Prechtel: Every individual in the world, regardless of cultural background or race, has an indigenous soul struggling to survive in an increasingly hostile environment created by that individual’s mind. A modern person’s body has become a battleground between the rationalist mind — which subscribes to the values of the machine age — and the native soul. This battle is the cause of a great deal of spiritual and physical illness.

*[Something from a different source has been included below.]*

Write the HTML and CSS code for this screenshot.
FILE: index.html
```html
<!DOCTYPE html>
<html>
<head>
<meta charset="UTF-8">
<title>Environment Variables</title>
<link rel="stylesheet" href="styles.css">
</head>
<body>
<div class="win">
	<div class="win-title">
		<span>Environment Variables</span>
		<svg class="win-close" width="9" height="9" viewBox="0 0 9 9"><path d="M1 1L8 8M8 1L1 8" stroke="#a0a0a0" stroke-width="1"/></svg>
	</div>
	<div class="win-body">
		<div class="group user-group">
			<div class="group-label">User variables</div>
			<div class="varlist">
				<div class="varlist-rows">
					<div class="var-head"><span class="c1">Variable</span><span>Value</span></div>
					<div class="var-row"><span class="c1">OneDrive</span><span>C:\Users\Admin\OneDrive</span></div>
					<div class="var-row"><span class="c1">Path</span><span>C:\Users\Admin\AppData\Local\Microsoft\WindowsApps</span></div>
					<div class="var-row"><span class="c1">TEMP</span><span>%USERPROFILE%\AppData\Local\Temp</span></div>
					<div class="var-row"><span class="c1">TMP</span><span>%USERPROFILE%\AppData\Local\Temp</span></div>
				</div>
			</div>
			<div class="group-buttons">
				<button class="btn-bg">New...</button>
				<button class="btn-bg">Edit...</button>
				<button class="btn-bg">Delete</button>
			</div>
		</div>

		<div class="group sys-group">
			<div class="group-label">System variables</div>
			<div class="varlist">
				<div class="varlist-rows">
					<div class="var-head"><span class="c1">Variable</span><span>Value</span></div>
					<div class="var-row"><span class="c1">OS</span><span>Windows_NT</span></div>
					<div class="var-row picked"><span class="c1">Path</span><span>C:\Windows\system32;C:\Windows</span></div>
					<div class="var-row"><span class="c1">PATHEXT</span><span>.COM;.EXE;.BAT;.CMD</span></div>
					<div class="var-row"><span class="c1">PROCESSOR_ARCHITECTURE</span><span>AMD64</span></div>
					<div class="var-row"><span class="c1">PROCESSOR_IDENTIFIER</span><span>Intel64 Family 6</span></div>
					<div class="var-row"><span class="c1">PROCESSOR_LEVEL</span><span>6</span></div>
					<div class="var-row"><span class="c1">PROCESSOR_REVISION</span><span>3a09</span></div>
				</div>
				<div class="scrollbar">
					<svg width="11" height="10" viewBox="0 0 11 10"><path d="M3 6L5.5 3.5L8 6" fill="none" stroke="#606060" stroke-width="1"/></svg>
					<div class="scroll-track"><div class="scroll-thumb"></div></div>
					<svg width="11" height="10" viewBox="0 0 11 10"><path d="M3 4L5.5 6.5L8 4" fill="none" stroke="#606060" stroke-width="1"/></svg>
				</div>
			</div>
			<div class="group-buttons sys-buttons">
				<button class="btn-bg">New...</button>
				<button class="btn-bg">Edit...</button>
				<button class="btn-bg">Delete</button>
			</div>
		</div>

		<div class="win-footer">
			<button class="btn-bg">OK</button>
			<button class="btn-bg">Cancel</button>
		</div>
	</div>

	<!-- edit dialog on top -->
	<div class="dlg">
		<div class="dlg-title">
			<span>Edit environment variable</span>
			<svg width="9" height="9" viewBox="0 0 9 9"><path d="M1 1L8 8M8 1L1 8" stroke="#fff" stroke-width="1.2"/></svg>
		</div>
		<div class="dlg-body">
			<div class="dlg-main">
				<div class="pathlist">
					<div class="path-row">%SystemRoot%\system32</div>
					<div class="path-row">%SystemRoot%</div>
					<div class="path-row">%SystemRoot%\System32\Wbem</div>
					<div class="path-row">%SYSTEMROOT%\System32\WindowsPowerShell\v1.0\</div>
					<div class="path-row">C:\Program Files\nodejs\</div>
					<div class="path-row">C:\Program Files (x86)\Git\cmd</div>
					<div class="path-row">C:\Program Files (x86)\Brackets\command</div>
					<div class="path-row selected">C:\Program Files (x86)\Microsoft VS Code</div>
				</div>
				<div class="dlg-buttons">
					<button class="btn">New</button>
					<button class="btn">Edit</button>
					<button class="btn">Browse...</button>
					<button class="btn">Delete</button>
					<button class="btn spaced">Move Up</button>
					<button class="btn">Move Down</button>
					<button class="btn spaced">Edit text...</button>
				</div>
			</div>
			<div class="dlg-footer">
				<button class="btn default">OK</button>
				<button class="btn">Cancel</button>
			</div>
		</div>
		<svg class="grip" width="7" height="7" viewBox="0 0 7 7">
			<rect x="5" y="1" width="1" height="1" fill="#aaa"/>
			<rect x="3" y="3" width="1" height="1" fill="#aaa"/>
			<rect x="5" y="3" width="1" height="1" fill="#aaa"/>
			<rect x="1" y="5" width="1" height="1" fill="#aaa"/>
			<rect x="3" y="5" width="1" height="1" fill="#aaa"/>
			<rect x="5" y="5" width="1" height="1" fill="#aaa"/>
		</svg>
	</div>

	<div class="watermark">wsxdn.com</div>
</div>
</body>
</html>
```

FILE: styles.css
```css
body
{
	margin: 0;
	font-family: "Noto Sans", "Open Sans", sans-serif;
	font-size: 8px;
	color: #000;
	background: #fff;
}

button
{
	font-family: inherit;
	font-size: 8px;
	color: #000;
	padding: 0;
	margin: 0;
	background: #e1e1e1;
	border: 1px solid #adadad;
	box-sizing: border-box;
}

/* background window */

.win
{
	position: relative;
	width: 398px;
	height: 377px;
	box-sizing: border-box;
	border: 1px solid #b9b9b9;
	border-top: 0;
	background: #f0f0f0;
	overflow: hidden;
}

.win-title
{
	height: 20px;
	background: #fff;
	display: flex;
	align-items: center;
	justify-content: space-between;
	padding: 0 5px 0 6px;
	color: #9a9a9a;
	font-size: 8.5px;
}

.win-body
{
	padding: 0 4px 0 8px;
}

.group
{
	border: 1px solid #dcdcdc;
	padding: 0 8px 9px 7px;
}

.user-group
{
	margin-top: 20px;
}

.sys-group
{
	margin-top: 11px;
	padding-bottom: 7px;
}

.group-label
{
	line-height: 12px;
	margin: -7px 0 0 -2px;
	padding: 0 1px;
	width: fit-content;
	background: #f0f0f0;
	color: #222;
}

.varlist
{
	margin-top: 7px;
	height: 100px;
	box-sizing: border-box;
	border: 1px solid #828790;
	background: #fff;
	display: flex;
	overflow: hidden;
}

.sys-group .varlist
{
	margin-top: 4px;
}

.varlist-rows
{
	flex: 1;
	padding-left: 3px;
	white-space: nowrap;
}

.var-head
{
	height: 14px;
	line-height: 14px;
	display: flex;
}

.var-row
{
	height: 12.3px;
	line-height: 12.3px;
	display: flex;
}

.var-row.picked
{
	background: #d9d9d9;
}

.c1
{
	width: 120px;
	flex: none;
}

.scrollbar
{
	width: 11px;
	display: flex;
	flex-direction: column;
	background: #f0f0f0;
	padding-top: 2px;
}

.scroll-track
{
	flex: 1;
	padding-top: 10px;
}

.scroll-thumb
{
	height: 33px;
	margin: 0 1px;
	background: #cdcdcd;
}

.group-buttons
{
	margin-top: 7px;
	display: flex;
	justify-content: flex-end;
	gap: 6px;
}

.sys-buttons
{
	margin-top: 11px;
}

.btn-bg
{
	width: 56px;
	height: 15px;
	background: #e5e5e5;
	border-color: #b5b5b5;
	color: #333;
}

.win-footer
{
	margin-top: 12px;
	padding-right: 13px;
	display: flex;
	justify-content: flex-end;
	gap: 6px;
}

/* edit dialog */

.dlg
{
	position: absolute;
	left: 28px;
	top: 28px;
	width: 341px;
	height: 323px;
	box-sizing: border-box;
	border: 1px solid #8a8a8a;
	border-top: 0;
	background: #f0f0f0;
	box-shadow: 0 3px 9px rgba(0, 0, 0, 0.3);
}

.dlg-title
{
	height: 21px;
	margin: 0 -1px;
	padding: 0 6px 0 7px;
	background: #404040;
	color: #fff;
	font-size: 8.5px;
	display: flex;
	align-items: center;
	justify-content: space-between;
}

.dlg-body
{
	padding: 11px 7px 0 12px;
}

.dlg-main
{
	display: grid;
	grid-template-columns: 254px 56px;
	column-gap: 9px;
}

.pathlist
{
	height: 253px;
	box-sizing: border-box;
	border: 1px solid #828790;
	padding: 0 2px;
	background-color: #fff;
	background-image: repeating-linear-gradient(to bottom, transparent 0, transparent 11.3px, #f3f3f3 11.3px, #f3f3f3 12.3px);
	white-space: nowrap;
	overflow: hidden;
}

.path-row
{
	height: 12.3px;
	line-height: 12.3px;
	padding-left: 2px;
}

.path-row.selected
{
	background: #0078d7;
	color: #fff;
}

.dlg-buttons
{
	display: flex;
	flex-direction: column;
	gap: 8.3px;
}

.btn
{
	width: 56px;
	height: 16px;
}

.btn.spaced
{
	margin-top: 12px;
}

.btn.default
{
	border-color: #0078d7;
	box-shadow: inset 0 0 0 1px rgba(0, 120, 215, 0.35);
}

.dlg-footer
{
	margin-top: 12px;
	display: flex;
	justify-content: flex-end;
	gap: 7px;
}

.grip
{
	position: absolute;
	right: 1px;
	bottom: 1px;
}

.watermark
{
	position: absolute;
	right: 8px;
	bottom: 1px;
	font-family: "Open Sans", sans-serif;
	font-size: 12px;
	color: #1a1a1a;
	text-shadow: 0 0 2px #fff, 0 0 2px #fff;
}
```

Over the last several centuries, a heartless, culture-crushing mentality has enforced its so-called progress on the earth, devouring all peoples, nature, imagination, and spiritual knowledge. Like a bulldozer, it has left a flat, homogenized streak of civilization in its wake. Every human on this earth, whether from Africa, Asia, Europe, or the Americas, has ancestors whose stories, rituals, ingenuity, language, and life ways were taken away, enslaved, banned, exploited, twisted, or destroyed by this mentality. What is indigenous — in other words, natural, subtle, hard to explain, generous, gradual, and village oriented — in each of us has been banished to the ghettos of our heart, or hidden away from view on reservations inside the spiritual landscape. We’re taught to believe that our thoughts are actually the center of our life. Like the conquering, modern culture we belong to, we understand the world only with the mind, not with the indigenous soul.

And this indigenous soul is not something that can be brought back in “wild man” or “wild woman” retreats on the weekend and then dropped when you put on your business suit. It’s not something you take up because it’s fun or trendy. It has to be authentic, and it has to be spiritually expensive.